A tale convincimento la Cassazione perviene rilevando alcune incongruenze nella motivazione della sentenza impugnata, a cominciare dal rilievo sulla “tempistica” (accesso al condono successivo all’instaurazione del contenzioso), ritenuto manifestamente irrilevante, posto che non avrebbe potuto essere diversamente, stante che la legge 289/2002 è entrata in vigore successivamente alla presentazione del ricorso originario. Ma i giudici di piazza Cavour reputano egualmente errata l’affermazione che "l’utilizzo della sanatoria non preclude ex lege istanze di rimborso di imposte inapplicabili per assenza di presupposto impositivo", considerato che il condono ha, tra l’altro, proprio lo scopo di definire transattivamente la controversia sull’esistenza di tale presupposto.

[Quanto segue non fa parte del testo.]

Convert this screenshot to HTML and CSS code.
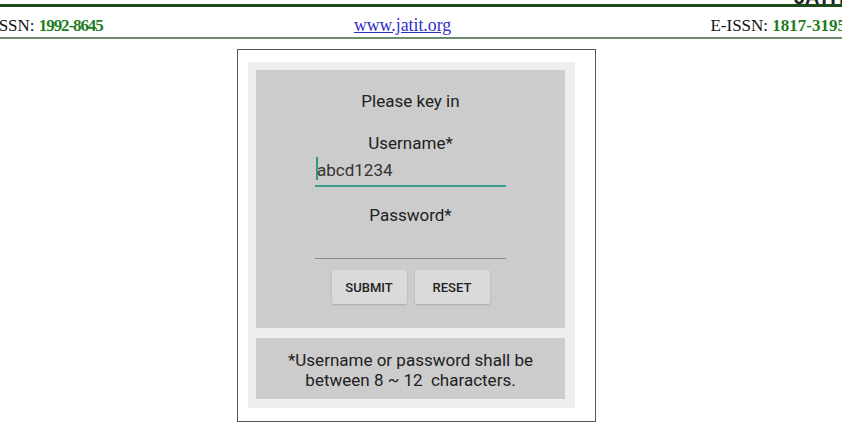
FILE: index.html
```html
<!DOCTYPE html>
<html lang="en">
<head>
    <meta charset="UTF-8">
    <meta name="viewport" content="width=device-width, initial-scale=1.0">
    <title>Login screen</title>
    <link rel="stylesheet" href="styles.css">
</head>
<body>

    <header class="journal">
        <div class="brand"><span>JATIT</span></div>
        <div class="issn-row">
            <span class="issn">ISSN: <b>1992-8645</b></span>
            <a class="site" href="#">www.jatit.org</a>
            <span class="eissn">E-ISSN: <b>1817-3195</b></span>
        </div>
    </header>

    <div class="figure">
        <div class="screen">
            <form class="login" action="">
                <p class="title">Please key in</p>
                <p class="label">Username*</p>
                <div class="field active"><span class="caret"></span>abcd1234</div>
                <p class="label pass">Password*</p>
                <div class="field"></div>
                <div class="buttons">
                    <button type="button">SUBMIT</button>
                    <button type="button">RESET</button>
                </div>
            </form>
            <div class="note">*Username or password shall be<br>between 8 ~ 12&nbsp; characters.</div>
        </div>
    </div>

</body>
</html>
```

FILE: styles.css
```css
*{
    margin: 0;
    padding: 0;
    box-sizing: border-box;
}
body{
    background-color: #fff;
    overflow: hidden;
}

/* journal page header */
.brand{
    height: 4px;
    overflow: hidden;
    display: flex;
    justify-content: flex-end;
    align-items: flex-end;
}
.brand span{
    font-family: "Liberation Sans", Arial, sans-serif;
    font-weight: bold;
    font-size: 20px;
    line-height: 20px;
    color: #222;
    margin-bottom: -3px;
    margin-right: -6px;
}
.issn-row{
    display: flex;
    justify-content: space-between;
    align-items: baseline;
    height: 35px;
    padding-top: 8px;
    margin: 0 -4px 0 -7px;
    border-top: 3px solid #1c4a1c;
    border-bottom: 2px solid #6e8c6e;
    font-family: "Liberation Serif", "Times New Roman", serif;
    font-size: 17px;
    line-height: 20px;
    color: #111;
}
.issn-row b{
    color: #1f7d1f;
}
.issn b{
    letter-spacing: -1.1px;
}
.site{
    color: #3030c8;
    font-size: 17.8px;
    margin-right: 8px;
}

/* phone screenshot frame */
.figure{
    width: 359px;
    height: 373px;
    margin: 10px 0 0 237px;
    padding: 12px 20px 13px 10px;
    border: 1px solid #555;
    background-color: #fff;
}
.screen{
    height: 100%;
    display: flex;
    flex-direction: column;
    gap: 10px;
    padding: 8px 10px 9px 8px;
    background-color: #eee;
}
.login, .note{
    background-color: #ccc;
    font-family: Roboto, "Noto Sans", sans-serif;
    color: #212121;
    font-size: 17px;
}
.login{
    height: 258px;
    padding-top: 21px;
    display: flex;
    flex-direction: column;
    align-items: center;
}
.title, .label{
    line-height: 20px;
}
.label{
    margin-top: 22px;
}
.label.pass{
    margin-top: 18px;
}
.field{
    width: 191px;
    height: 30px;
    margin-top: 4px;
    padding-bottom: 3px;
    display: flex;
    align-items: center;
    line-height: 20px;
    color: #333;
    border-bottom: 1px solid #8a8a8a;
}
.field.active{
    border-bottom: 2px solid #3e9c90;
}
.caret{
    align-self: flex-start;
    width: 2px;
    height: 23px;
    margin: 0 -1px 0 1px;
    background-color: #2f9688;
}
.buttons{
    display: flex;
    gap: 8px;
    margin-top: 11px;
}
.buttons button{
    width: 75px;
    height: 34px;
    border: none;
    border-radius: 2px;
    background-color: #dadada;
    box-shadow: 0 1px 2px rgba(0, 0, 0, 0.18);
    font-family: Roboto, "Noto Sans", sans-serif;
    font-weight: 500;
    font-size: 13px;
    color: #222;
}
.note{
    height: 61px;
    padding-top: 13px;
    text-align: center;
    line-height: 19.5px;
}
```
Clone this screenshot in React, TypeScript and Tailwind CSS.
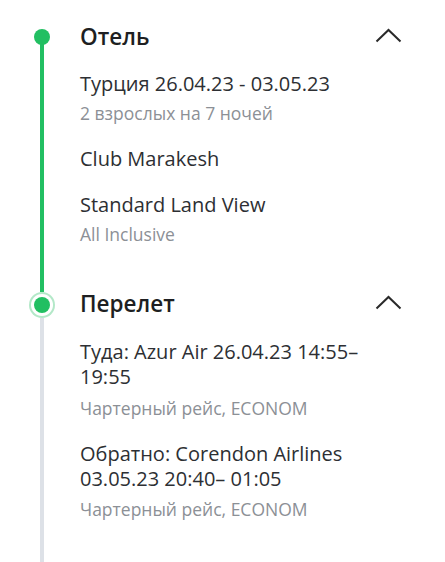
import React from "react";

const Chevron = () => (
  <svg width="27" height="15" viewBox="0 0 27 15" fill="none" className="shrink-0 mt-[5px]">
    <path d="M1.5 13.5 L13.5 2 L25.5 13.5" stroke="#2a2a2a" strokeWidth="2" />
  </svg>
);

const Main = ({ children, className = "" }: { children: React.ReactNode; className?: string }) => (
  <div className={"text-[20px] leading-[25px] text-[#2d2f33] " + className}>{children}</div>
);

const Sub = ({ children, className = "" }: { children: React.ReactNode; className?: string }) => (
  <div className={"text-[17.5px] leading-[22px] text-[#8c9096] " + className}>{children}</div>
);

const Heading = ({ children }: { children: React.ReactNode }) => (
  <div className="flex items-start justify-between h-[28px]">
    <span className="text-[22.5px] font-semibold text-[#1e1f22] leading-[28px]">{children}</span>
    <Chevron />
  </div>
);

export default function App() {
  return (
    <div
      className="w-[445px] h-[562px] bg-white overflow-hidden flex flex-col pt-[23px]"
      style={{ fontFamily: '"Open Sans", "Liberation Sans", sans-serif' }}
    >
      {/* Hotel section */}
      <div className="flex h-[267px]">
        <div className="w-[80px] shrink-0">
          <div className="w-[26px] ml-[29px] h-full flex flex-col items-center">
            <div className="w-[16px] h-[16px] rounded-full bg-[#22bf62] mt-[6px]" />
            <div className="w-[4px] flex-1 bg-[#22bf62] -mt-[2px]" />
          </div>
        </div>
        <div className="flex-1 pr-[43px]">
          <Heading>Отель</Heading>
          <Main className="mt-[20px]">Турция 26.04.23 - 03.05.23</Main>
          <Sub className="mt-[6px]">2 взрослых на 7 ночей</Sub>
          <Main className="mt-[22px]">Club Marakesh</Main>
          <Main className="mt-[21px]">Standard Land View</Main>
          <Sub className="mt-[6px]">All Inclusive</Sub>
        </div>
      </div>
      {/* Flight section */}
      <div className="flex flex-1">
        <div className="w-[80px] shrink-0">
          <div className="w-[26px] ml-[29px] h-full flex flex-col items-center">
            <div className="w-[4px] h-[2px] bg-[#22bf62]" />
            <div className="w-[26px] h-[26px] rounded-full bg-[#b3e8c8] flex items-center justify-center shrink-0">
              <div className="w-[22px] h-[22px] rounded-full bg-white flex items-center justify-center">
                <div className="w-[16px] h-[16px] rounded-full bg-[#22bf62]" />
              </div>
            </div>
            <div className="w-[4px] flex-1 bg-[#dde1e7]" />
          </div>
        </div>
        <div className="flex-1 pr-[43px]">
          <Heading>Перелет</Heading>
          <Main className="mt-[21px]">Туда: Azur Air 26.04.23 14:55– 19:55</Main>
          <Sub className="mt-[8px]">Чартерный рейс, ECONOM</Sub>
          <Main className="mt-[22px]">Обратно: Corendon Airlines 03.05.23 20:40– 01:05</Main>
          <Sub className="mt-[7px]">Чартерный рейс, ECONOM</Sub>
        </div>
      </div>
    </div>
  );
}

Infine, analogamente irrilevante, per la evidente diversità della questione, è l’ultimo periodo dell’articolo 9, legge 289/2002, il quale dispone che "la dichiarazione integrativa non costituisce titolo per il rimborso di ritenute, acconti e crediti d’imposta precedentemente non dichiarati, ne’ per il riconoscimento di esenzioni ed agevolazioni non richieste in precedenza, ovvero di detrazioni d’imposta diverse da quelle originariamente dichiarate". Nel merito, la Cassazione, anche richiamandosi a un recente intervento della Corte costituzionale (ordinanza n. 340 del 27 luglio 2005) in tema di legittimità del condono introdotto con la legge 289/2002, interpreta la norma ritenendo che la presentazione del condono non impone al contribuente la rinuncia al credito esposto in dichiarazione, nè preclude all’Amministrazione di rimborsarlo, se lo ritiene fondato, o di accertarne la rimborsabilità.

Commento
Alle ineccepibili conclusioni della Cassazione era già pervenuta l’Agenzia delle entrate, con le istruzioni diramate agli uffici con riguardo al condono ex legge 289/2002 e ai suoi effetti sulle molteplici controversie instaurate in materia di Irap (circolari n. 7/E del 5 febbraio 2003 e n. 18/E del 25 marzo 2003). In tali interventi, infatti, l’Amministrazione aveva sostenuto che, se il contribuente ha presentato dichiarazione integrativa e liquidato le relative imposte, il rapporto tributario sottostante deve considerarsi esaurito.

Il disposto normativo degli articoli 7 (definizione automatica per gli anni pregressi) e 9 (definizione automatica) della legge 289/2002 confortano l’assunto dell’Agenzia, trattandosi di istanze di condono che rendono definitiva la liquidazione delle imposte risultanti dalle dichiarazioni presentate dai contribuenti, "anche con riferimento alla spettanza di deduzioni ed agevolazioni indicate dal contribuente o all’applicabilità di esclusioni".

Ulteriore conferma verso la correttezza di tali conclusioni si ricava dalla sentenza della Cassazione n. 15569 dell’11 dicembre 2000, secondo cui l’adesione da parte del contribuente a una definizione automatica comporta che i periodi di imposta coperti da condono non possono più essere modificati "proprio a causa della scelta fatta dallo stesso contribuente di avvalersi del condono, rinunciando implicitamente ad ogni pretesa che, direttamente o indirettamente, trovi fondamento in fatti relativi agli anni condonati".
Quindi, il contribuente deve scegliere fra due trattamenti distinti: definizione agevolata o rimborso, senza possibilità di percorrere entrambe le strade.